* [Exercise description]:
Pick out every line that holds the string "styles" and copy it.

#####

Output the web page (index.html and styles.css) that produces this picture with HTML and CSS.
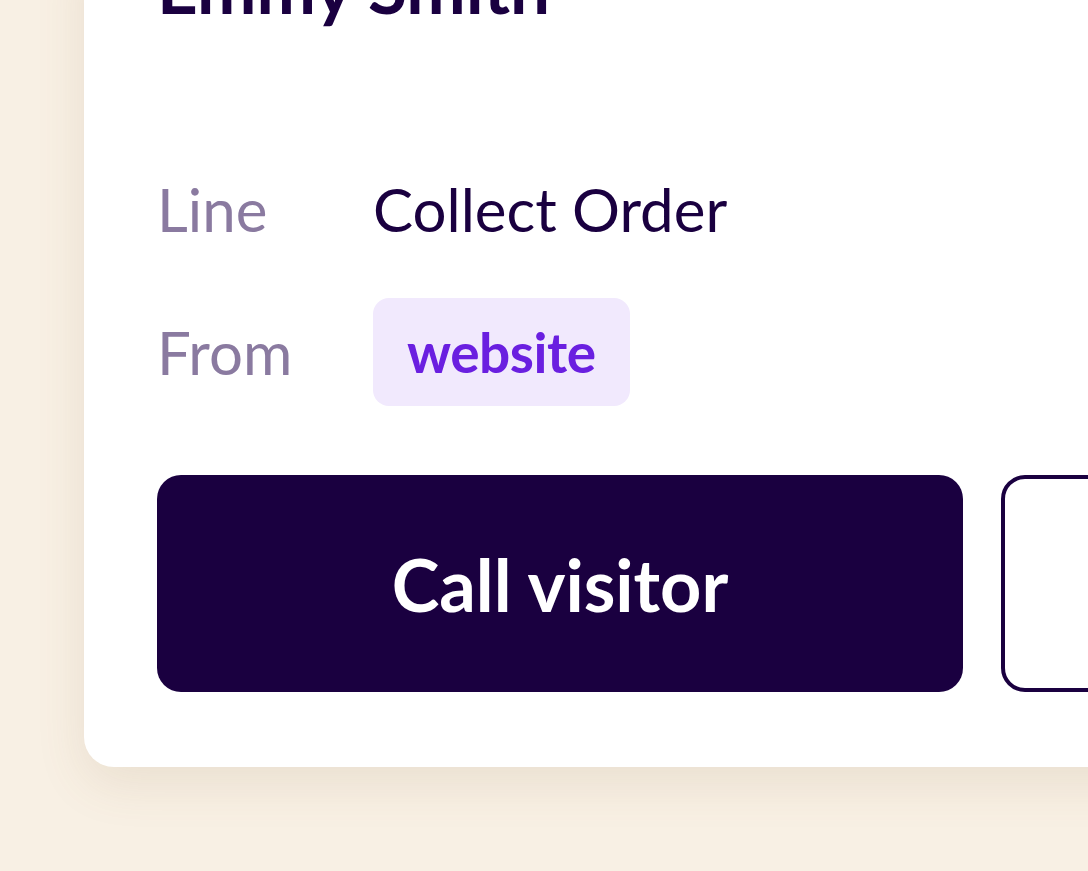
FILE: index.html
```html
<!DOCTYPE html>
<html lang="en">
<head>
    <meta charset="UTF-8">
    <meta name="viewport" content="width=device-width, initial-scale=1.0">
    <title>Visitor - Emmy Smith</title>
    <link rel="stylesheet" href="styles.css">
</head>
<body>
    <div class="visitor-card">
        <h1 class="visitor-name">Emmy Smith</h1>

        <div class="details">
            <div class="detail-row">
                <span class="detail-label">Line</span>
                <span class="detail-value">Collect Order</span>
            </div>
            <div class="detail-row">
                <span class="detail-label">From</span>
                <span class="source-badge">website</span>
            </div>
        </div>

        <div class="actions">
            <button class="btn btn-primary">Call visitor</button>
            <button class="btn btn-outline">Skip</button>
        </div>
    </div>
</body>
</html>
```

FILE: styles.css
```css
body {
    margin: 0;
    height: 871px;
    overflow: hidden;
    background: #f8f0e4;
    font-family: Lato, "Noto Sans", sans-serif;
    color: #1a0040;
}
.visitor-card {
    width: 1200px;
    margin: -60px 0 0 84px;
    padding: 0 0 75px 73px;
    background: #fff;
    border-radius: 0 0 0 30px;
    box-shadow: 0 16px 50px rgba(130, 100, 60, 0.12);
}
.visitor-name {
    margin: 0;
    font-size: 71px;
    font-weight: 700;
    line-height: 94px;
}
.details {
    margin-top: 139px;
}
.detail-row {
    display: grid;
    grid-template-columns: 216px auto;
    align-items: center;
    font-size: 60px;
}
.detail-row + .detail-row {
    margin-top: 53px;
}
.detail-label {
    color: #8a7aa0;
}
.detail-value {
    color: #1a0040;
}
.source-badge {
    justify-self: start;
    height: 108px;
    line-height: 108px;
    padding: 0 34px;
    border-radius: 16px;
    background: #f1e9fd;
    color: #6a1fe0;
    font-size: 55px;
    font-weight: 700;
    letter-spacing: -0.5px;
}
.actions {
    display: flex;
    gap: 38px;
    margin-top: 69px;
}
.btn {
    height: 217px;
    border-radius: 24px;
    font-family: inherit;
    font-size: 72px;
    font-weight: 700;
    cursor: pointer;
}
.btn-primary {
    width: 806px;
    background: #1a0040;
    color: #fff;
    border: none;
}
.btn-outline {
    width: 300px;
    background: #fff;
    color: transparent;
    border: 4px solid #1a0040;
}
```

#####

* [Result for this task]:
Output the web page (index.html and styles.css) that produces this picture with HTML and CSS.
    <link rel="stylesheet" href="styles.css">
FILE: styles.css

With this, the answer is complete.